Гротескно-комичные задержки повествования (бурая свинья Ивана Ивановича съела одну из поданных жалоб, вследствие чего должна быть арестована) и абсурдно-трагичные неудачные попытки примирения тяжущихся способствуют переходу тяжбы в разряд бесконечных. Многие «знаменитые люди» Миргорода с течением времени умирают, в том числе судья, но два Ивана по-прежнему прикованы друг к другу нескончаемыми судебными кляузами. Смехотворное оружие и в сущности столь же смехотворная ссора соседей привели к зловещей демонстрации банальности зла, прикрытой поверхностным комизмом. Гоголь не оставляет читателю возможности усомниться в том, что оба Ивана являются жертвами черта. Уже в первой главе повести о друзьях-соседях обронено далеко идущее в перспективе своего образного развертывания замечание, «…что Ивана Никифоровича и Ивана Ивановича сам черт связал веревочкой» (II, 226)[155].
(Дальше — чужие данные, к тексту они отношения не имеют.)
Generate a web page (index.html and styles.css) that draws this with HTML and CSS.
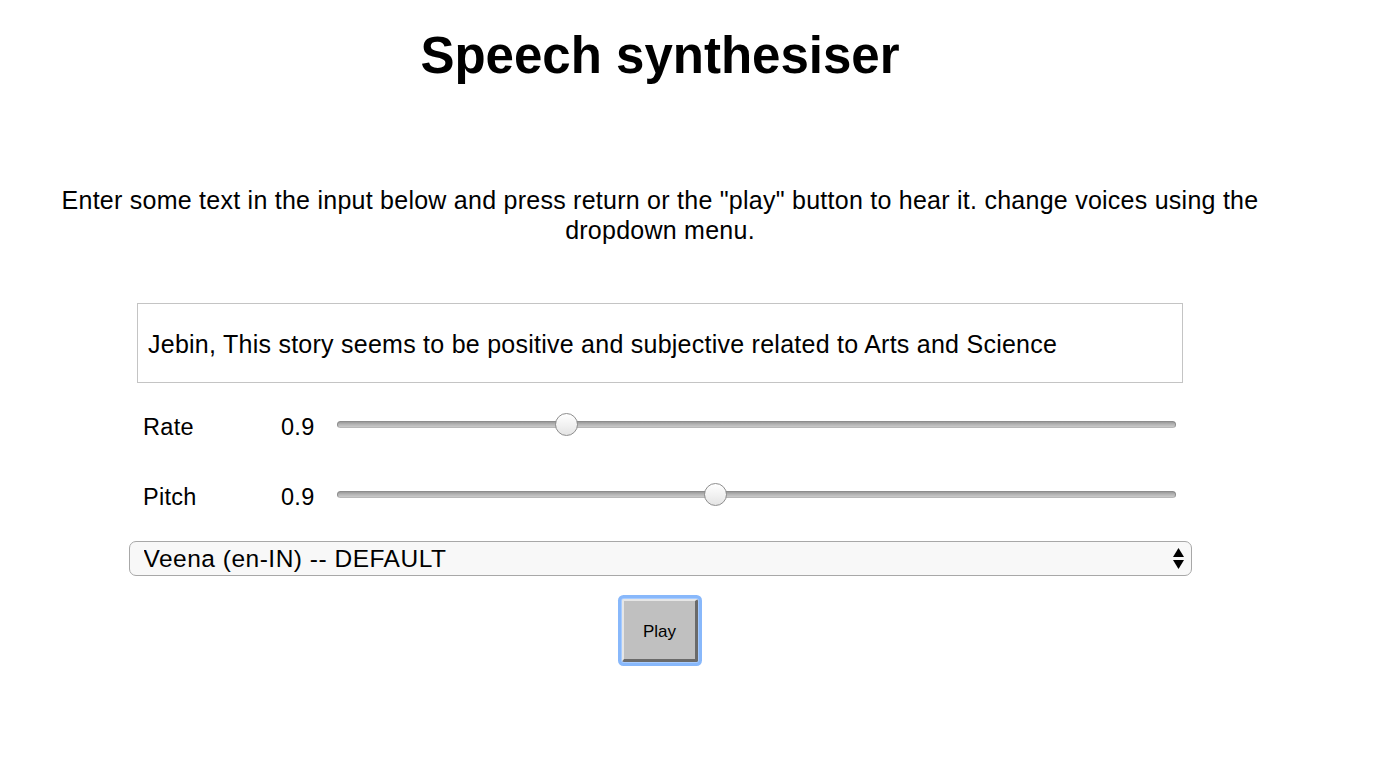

Когда Иван Никифорович подает свою первую жалобу в суд, он сообщает судье, что Иван Иванович – «сам сатана» (II, 252). Позже, однако, и лично Иван Никифорович будет назван «самим сатаной», к тому же по слухам известно, что будто бы он «родился с хвостом назади» (II, 270, 226)[156]. Вослед бурой свинье, укравшей жалобу, летят чернильницы (II, 255). Взаимные оскорбления чередуются «с дьявольскою скоростью» (II, 242). Когда же судейские чиновники впадают в затруднение по поводу очередной кляузы, на их лицах появляется та «…равнодушная и дьявольски двусмысленная мина, которую принимает один только сатана, когда видит у ног своих прибегающую к нему жертву» (II, 263). Провал самой широко задуманной попытки примирить двух Иванов сопровождается комментарием: «Все пошло к черту!» (II, 273)[157]. В подразумеваемом Гоголем смысле это катастрофическое умозаключение надлежит понимать не только как обиходную риторическую фигуру, но и строго буквально. А слово «пошлó» вполне способно вызвать ассоциацию со своим этимологическим родственником, словом «пошлость».